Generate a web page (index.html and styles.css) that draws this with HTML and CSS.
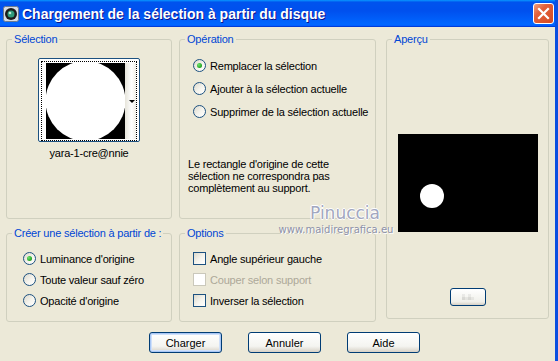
FILE: index.html
```html
<!DOCTYPE html>
<html lang="fr">
<head>
  <meta charset="UTF-8" />
  <title>Chargement de la sélection à partir du disque</title>
  <link rel="stylesheet" href="styles.css">
</head>
<body>
  <div class="window">
    <div class="titlebar">
      <svg class="app-icon" width="16" height="16" viewBox="0 0 16 16">
        <rect x="0.5" y="0.5" width="15" height="15" rx="2" fill="#d8dce4" stroke="#6b7a90"/>
        <circle cx="8" cy="8" r="6" fill="#1b1b1b"/>
        <circle cx="8" cy="8" r="3.5" fill="#2f9a7a"/>
        <circle cx="7" cy="7" r="1.3" fill="#bfe8d6"/>
      </svg>
      <span class="title">Chargement de la sélection à partir du disque</span>
      <button class="close-btn" aria-label="Fermer">
        <svg width="13" height="13" viewBox="0 0 13 13">
          <path d="M2 2 L11 11 M11 2 L2 11" stroke="#fff" stroke-width="2.2" stroke-linecap="square"/>
        </svg>
      </button>
    </div>

    <div class="dialog">
      <fieldset class="group group-selection">
        <legend>Sélection</legend>
        <div class="thumb">
          <div class="thumb-focus">
            <svg class="thumb-image" width="79" height="76" viewBox="0 0 79 76">
              <rect width="79" height="76" fill="#000"/>
              <circle cx="39.5" cy="38" r="40" fill="#fff"/>
            </svg>
            <div class="thumb-drop"><span class="arrow"></span></div>
          </div>
        </div>
        <div class="thumb-name">yara-1-cre@nnie</div>
      </fieldset>

      <fieldset class="group group-operation">
        <legend>Opération</legend>
        <div class="choices">
          <label class="choice"><span class="radio checked"></span>Remplacer la sélection</label>
          <label class="choice"><span class="radio"></span>Ajouter à la sélection actuelle</label>
          <label class="choice"><span class="radio"></span>Supprimer de la sélection actuelle</label>
        </div>
        <p class="note">Le rectangle d'origine de cette sélection ne correspondra pas complètement au support.</p>
      </fieldset>

      <fieldset class="group group-preview">
        <legend>Aperçu</legend>
        <svg class="preview" width="140" height="98" viewBox="0 0 140 98">
          <rect width="140" height="98" fill="#000"/>
          <circle cx="34" cy="62" r="12" fill="#fff"/>
        </svg>
        <button class="mini-btn"><span class="mini-icon"></span></button>
      </fieldset>

      <fieldset class="group group-source">
        <legend>Créer une sélection à partir de :</legend>
        <div class="choices tight">
          <label class="choice"><span class="radio checked"></span>Luminance d'origine</label>
          <label class="choice"><span class="radio"></span>Toute valeur sauf zéro</label>
          <label class="choice"><span class="radio"></span>Opacité d'origine</label>
        </div>
      </fieldset>

      <fieldset class="group group-options">
        <legend>Options</legend>
        <div class="choices tight">
          <label class="choice"><span class="check"></span>Angle supérieur gauche</label>
          <label class="choice disabled"><span class="check"></span>Couper selon support</label>
          <label class="choice"><span class="check"></span>Inverser la sélection</label>
        </div>
      </fieldset>
    </div>

    <div class="actions">
      <button class="btn default">Charger</button>
      <button class="btn">Annuler</button>
      <button class="btn">Aide</button>
    </div>

    <div class="watermark">
      <div class="wm-name">Pinuccia</div>
      <div class="wm-url">www.maidiregrafica.eu</div>
    </div>
  </div>
</body>
</html>
```

FILE: styles.css
```css
body {
  margin: 0;
  font-family: 'Liberation Sans', Arial, sans-serif;
  font-size: 11px;
  letter-spacing: -0.2px;
  color: #000;
  background-color: #ece9d8;
}
.window {
  position: relative;
  width: 555px;
  height: 361px;
  background-color: #ece9d8;
  border-right: 3px solid #0b4fe0;
  overflow: hidden;
}
.titlebar {
  height: 27px;
  display: flex;
  align-items: center;
  padding: 0 1px 0 3px;
  background: linear-gradient(#0997ff 0, #0053ee 8%, #0050ee 40%, #0066ff 88%, #0066ff 93%, #005bff 95%, #003dd7 96%, #003dd7 100%);
}
.app-icon {
  flex: none;
  margin-right: 3px;
}
.title {
  flex: 1;
  color: #fff;
  font-weight: bold;
  font-size: 14px;
  letter-spacing: 0;
  text-shadow: 1px 1px #0f1089;
}
.close-btn {
  width: 21px;
  height: 21px;
  padding: 0;
  display: flex;
  align-items: center;
  justify-content: center;
  border: 1px solid #fff;
  border-radius: 3px;
  background: linear-gradient(135deg, #f0a080 0%, #e2603a 35%, #d64a22 100%);
}

.dialog {
  display: grid;
  grid-template-columns: 166px 197px 166px;
  grid-template-rows: 186px 95px;
  column-gap: 7px;
  row-gap: 8px;
  padding: 6px 0 0 6px;
}
.dialog .group-preview {
  grid-column: 3;
  grid-row: 1 / span 2;
  margin-left: 3px;
  margin-bottom: 3px;
}
.group {
  margin: 0;
  padding: 0;
  min-width: 0;
  border: 1px solid #d0d0bf;
  border-radius: 3px;
}
.group legend {
  margin-left: 5px;
  padding: 0 2px;
  color: #0046d5;
  line-height: 13px;
}

/* Selection thumbnail */
.group-selection {
  display: flex;
  flex-direction: column;
  align-items: center;
}
.thumb {
  margin-top: 12px;
  width: 100px;
  height: 82px;
  border: 1px solid #1c5180;
  border-radius: 2px;
  background-color: #fff;
}
.thumb-focus {
  margin: 2px;
  height: 76px;
  display: flex;
  border: 1px dotted #000;
  padding: 1px 0 1px 4px;
}
.thumb-image {
  display: block;
}
.thumb-drop {
  flex: 1;
  display: flex;
  align-items: center;
  justify-content: flex-end;
  padding-right: 1px;
  background: linear-gradient(90deg, #e6e4da, #fff 60%, #f0efe8);
}
.arrow {
  width: 0;
  height: 0;
  border-left: 3px solid transparent;
  border-right: 3px solid transparent;
  border-top: 3px solid #000;
}
.thumb-name {
  margin-top: 5px;
}

/* Radio / checkbox rows */
.choices {
  display: flex;
  flex-direction: column;
  gap: 10px;
  margin: 13px 0 0 13px;
}
.choices.tight {
  gap: 8px;
  margin-top: 12px;
}
.group-source .choices {
  margin-left: 16px;
}
.choice {
  display: flex;
  align-items: center;
  gap: 4px;
  height: 13px;
  white-space: nowrap;
}
.choice.disabled {
  color: #aca899;
}
.radio {
  flex: none;
  width: 11px;
  height: 11px;
  border: 1px solid #1c5180;
  border-radius: 50%;
  background: linear-gradient(135deg, #dcd9cc 0%, #f5f4ee 55%, #fff 100%);
  display: flex;
  align-items: center;
  justify-content: center;
}
.radio.checked::after {
  content: '';
  width: 5px;
  height: 5px;
  border-radius: 50%;
  background: radial-gradient(circle at 35% 35%, #6de46d, #21a121 70%);
}
.check {
  flex: none;
  width: 11px;
  height: 11px;
  border: 1px solid #1c5180;
  background: linear-gradient(135deg, #dcd9cc 0%, #f5f4ee 55%, #fff 100%);
}
.choice.disabled .check {
  border-color: #cac8bb;
  background: #fff;
}
.note {
  margin: 40px 0 0 8px;
  line-height: 12px;
  width: 180px;
}

/* Preview */
.group-preview {
  display: flex;
  flex-direction: column;
  align-items: center;
}
.preview {
  display: block;
  margin-top: 88px;
}
.mini-btn {
  margin-top: 56px;
  width: 36px;
  height: 18px;
  padding: 0;
  display: flex;
  align-items: center;
  justify-content: center;
  border: 1px solid #003c74;
  border-radius: 3px;
  background: linear-gradient(#fff, #f0f0ea 80%, #d6d0c5);
}
.mini-icon {
  width: 12px;
  height: 6px;
  background:
    repeating-linear-gradient(90deg, rgba(0,0,0,0.06) 0 3px, transparent 3px 6px),
    repeating-linear-gradient(0deg, rgba(0,0,0,0.06) 0 3px, transparent 3px 6px);
}

/* Bottom buttons */
.actions {
  display: flex;
  gap: 26px;
  padding: 10px 0 0 149px;
}
.btn {
  width: 73px;
  height: 21px;
  padding: 0;
  font-family: 'Liberation Sans', Arial, sans-serif;
  font-size: 11px;
  color: #000;
  border: 1px solid #003c74;
  border-radius: 3px;
  background: linear-gradient(#fff, #f4f4f0 70%, #d6d0c5);
}
.btn.default {
  box-shadow: inset 0 0 0 1px #a9c7f5, inset 0 0 0 2px #cfe0fa;
}

/* Watermark over the dialog */
.watermark {
  position: absolute;
  left: 274px;
  top: 203px;
  width: 124px;
  text-align: center;
  pointer-events: none;
  letter-spacing: 0;
}
.wm-name {
  font-family: 'DejaVu Sans', sans-serif;
  font-size: 17px;
  color: #a2a7c0;
  padding-left: 18px;
  line-height: 21px;
  text-shadow: 1px 0 #fff, -1px 0 #fff, 0 1px #fff, 0 -1px #fff;
}
.wm-url {
  font-family: 'DejaVu Sans', sans-serif;
  font-size: 10px;
  color: #8d91a8;
  line-height: 12px;
  text-shadow: 1px 1px #fff;
}
```
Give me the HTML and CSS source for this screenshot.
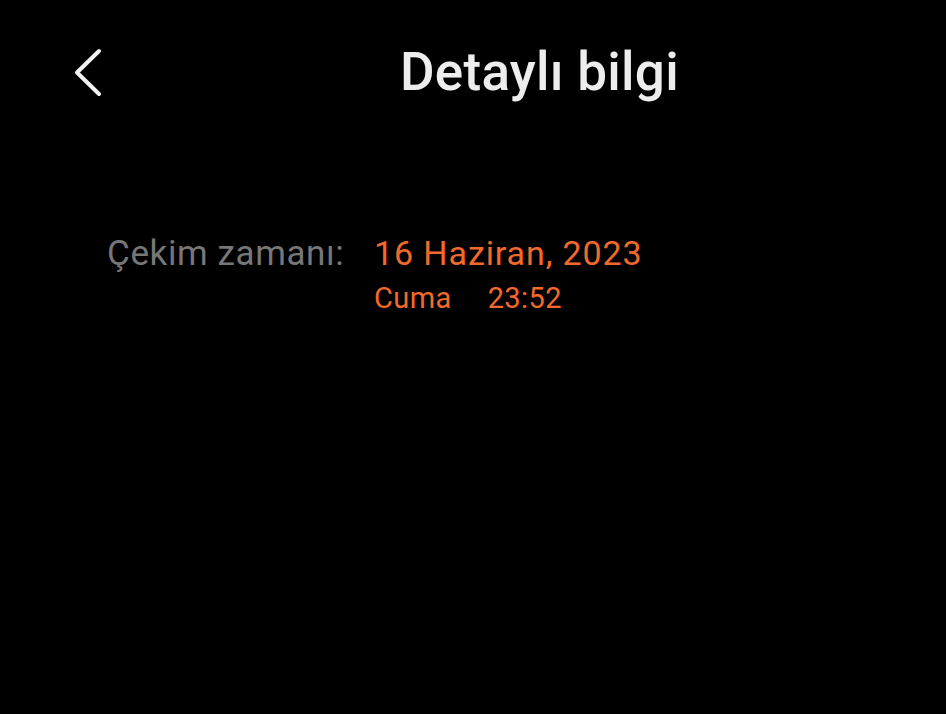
FILE: index.html
```html
<!DOCTYPE html>
<html lang="tr">
<head>
<meta charset="utf-8">
<link rel="stylesheet" href="styles.css">
</head>
<body>
<div class="screen">
  <header class="topbar">
    <button class="back" aria-label="Geri">
      <svg width="32" height="50" viewBox="0 0 32 50"><path d="M28 4 L6 25.5 L28 47" fill="none" stroke="#f2f2f2" stroke-width="4" stroke-linecap="round" stroke-linejoin="round"/></svg>
    </button>
    <h1 class="title">Detaylı bilgi</h1>
  </header>
  <section class="info">
    <div class="label">Çekim zamanı:</div>
    <div class="value">
      <div class="date">16 Haziran, 2023</div>
      <div class="sub"><span class="day">Cuma</span><span class="time">23:52</span></div>
    </div>
  </section>
</div>
</body>
</html>
```
FILE: styles.css
```css
html, body {
  margin: 0;
  padding: 0;
  background: #000;
}
.screen {
  width: 946px;
  height: 714px;
  background: #000;
  font-family: Roboto, "Noto Sans", sans-serif;
  overflow: hidden;
}
.topbar {
  display: flex;
  align-items: center;
  height: 144px;
  padding-left: 71px;
}
.back {
  background: none;
  border: 0;
  padding: 0;
  width: 32px;
  height: 50px;
  display: flex;
}
.title {
  margin: 0 0 0 297px;
  font-size: 53px;
  font-weight: 500;
  color: #ededed;
  letter-spacing: 0.25px;
}
.info {
  display: flex;
  align-items: baseline;
  padding-left: 107px;
  padding-top: 89px;
}
.label {
  font-size: 35px;
  color: #777777;
  letter-spacing: 0.6px;
  width: 267px;
}
.value {
  color: #f26a2b;
}
.date {
  font-size: 34px;
  letter-spacing: 0.9px;
}
.sub {
  font-size: 29px;
  margin-top: 8px;
  letter-spacing: 0.4px;
}
.time {
  margin-left: 36px;
}
```
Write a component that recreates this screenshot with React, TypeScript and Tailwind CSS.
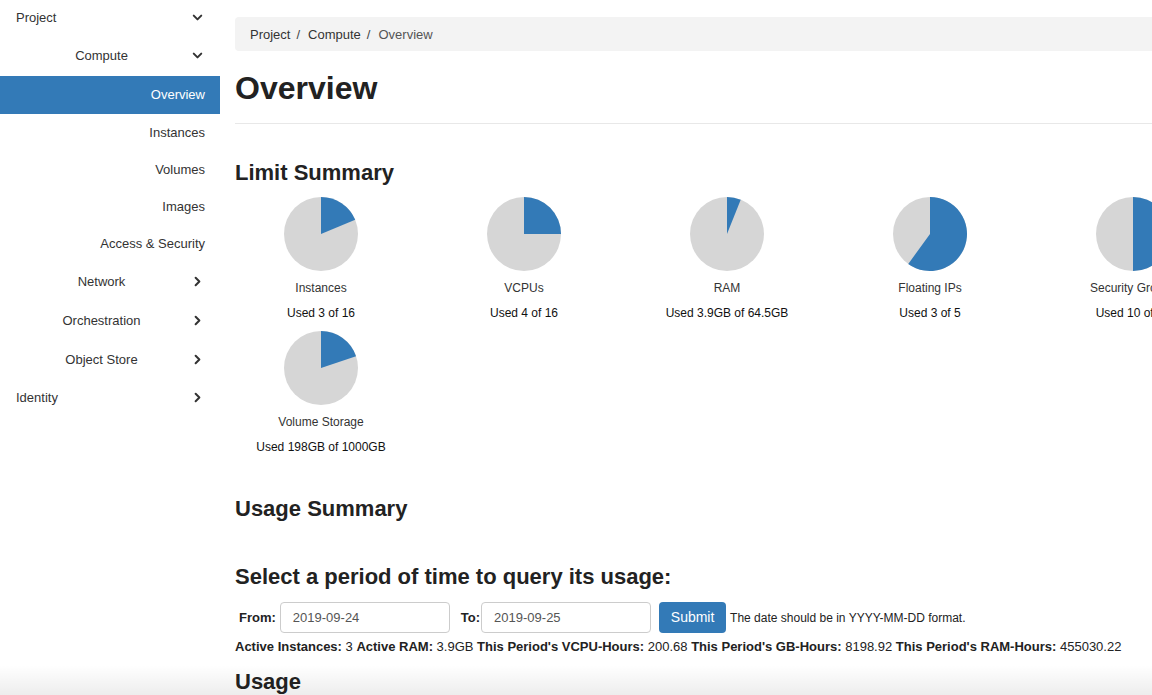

====================

Pull out all lines containing the word "that" from the entries above.

Generate a web page (index.html and styles.css) that draws this with HTML and CSS.
Write a component that recreates this screenshot with React, TypeScript and Tailwind CSS.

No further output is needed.